Even a perfectly clean, bias-free backtest cannot account for the friction of live trading. While not strictly lookahead bias, these factors must be considered to bridge the gap between simulation and reality.

7.1 Slippage Simulation

Slippage is the difference between the expected price of a trade and the price at which the trade is actually executed. In crypto futures, especially when using high leverage or trading less liquid contracts, slippage can be significant.

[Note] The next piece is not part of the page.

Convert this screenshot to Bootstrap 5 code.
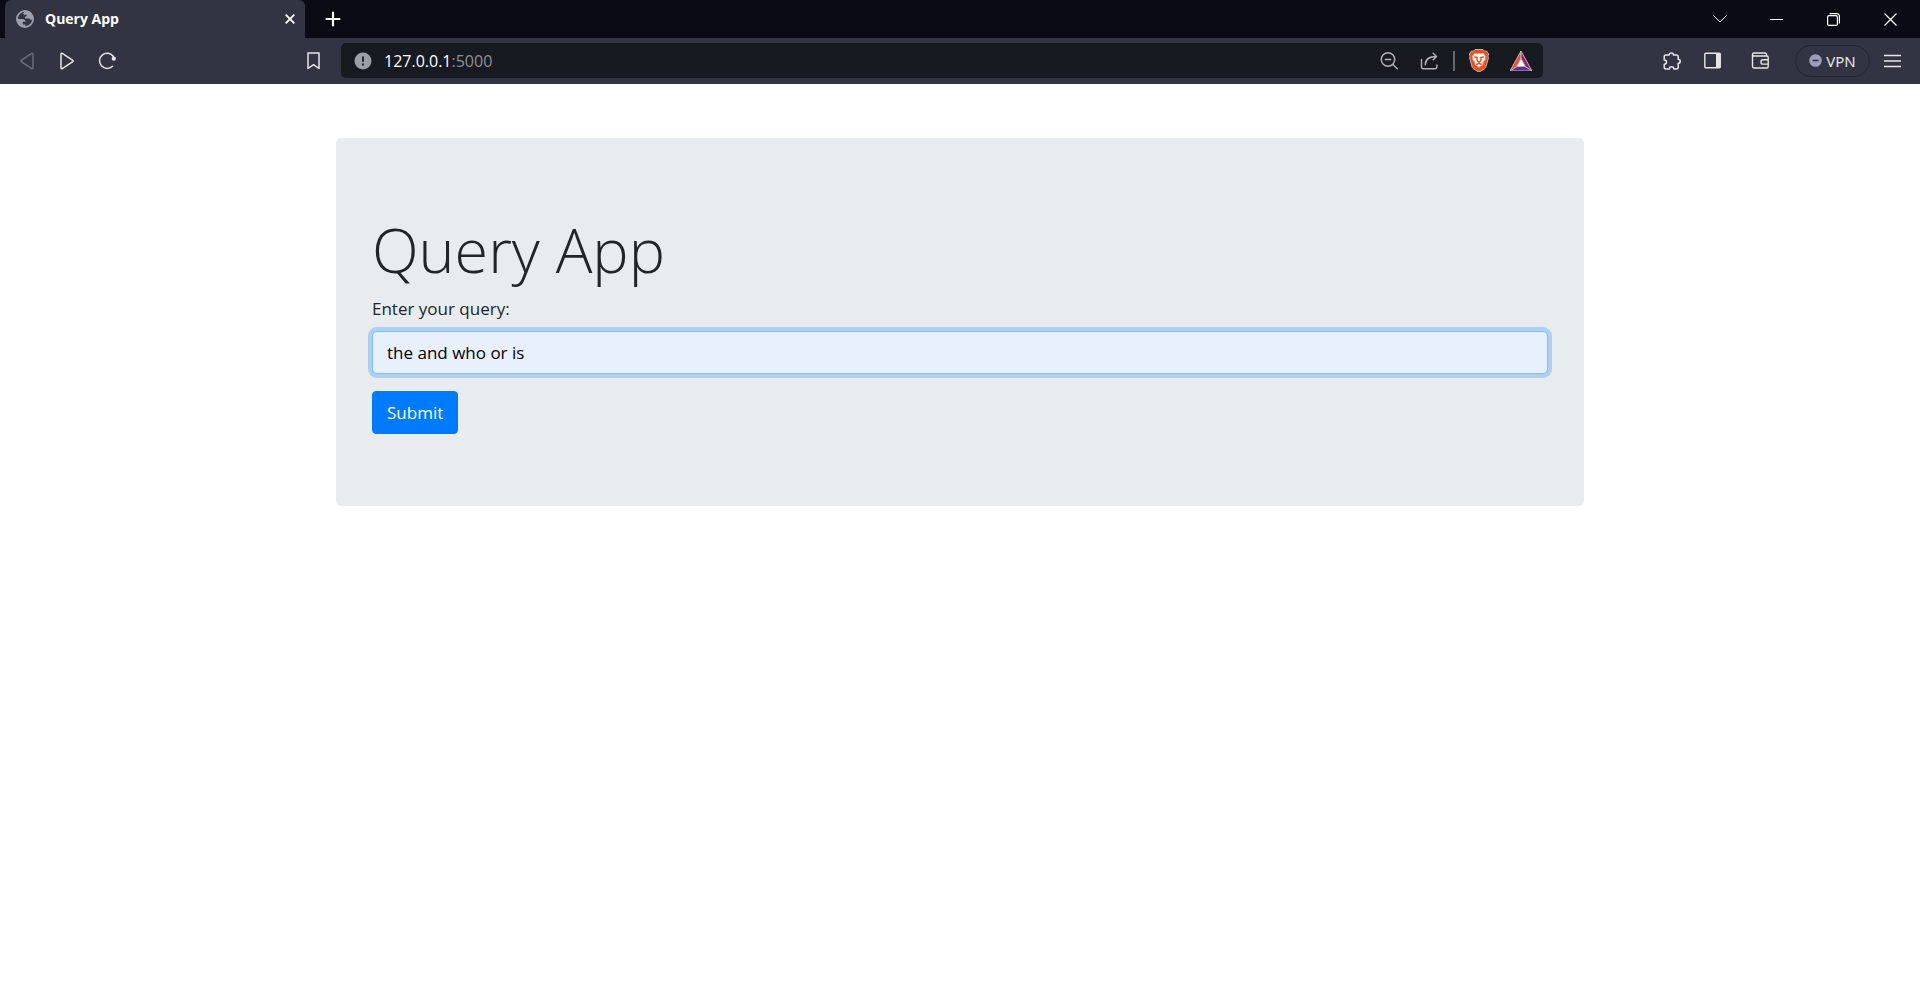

A backtest that assumes execution at the exact calculated entry price will be overly optimistic. You must estimate slippage based on the average liquidity of the order book for the asset and time frame being tested. If your strategy trades large volumes relative to the average daily volume, your backtest must account for significant adverse price movement upon entry/exit.

7.2 Commission and Fees

Failing to deduct exchange fees, funding rates (for perpetuals), and potential slippage costs will inflate your net returns. Ensure your backtest accurately models the fee structure of the exchange you intend to use.

7.3 Latency and Order Handling

In high-frequency strategies, the time delay between generating a signal and the order actually reaching the exchange (latency) can cause trades to execute at suboptimal prices. While often ignored in beginner backtests, latency must be modeled for strategies relying on very short time frames (e.g., sub-minute bars).

Conclusion: Building Trustworthy Trading Systems

Backtesting is the bedrock of systematic trading. However, its utility is entirely dependent on its honesty. Lookahead bias is the phantom enemy that makes a bad strategy appear brilliant. By adhering to strict chronological sequencing, employing iterative testing methods where necessary, and validating results through techniques like Walk-Forward Optimization, you can build confidence in your models.

A disciplined approach to backtesting—one that actively hunts for and eliminates future data leakage—is the most professional step you can take toward sustainable profitability in the complex environment of crypto futures. Remember, if a strategy looks too good to be true on paper, it almost certainly suffered from lookahead bias.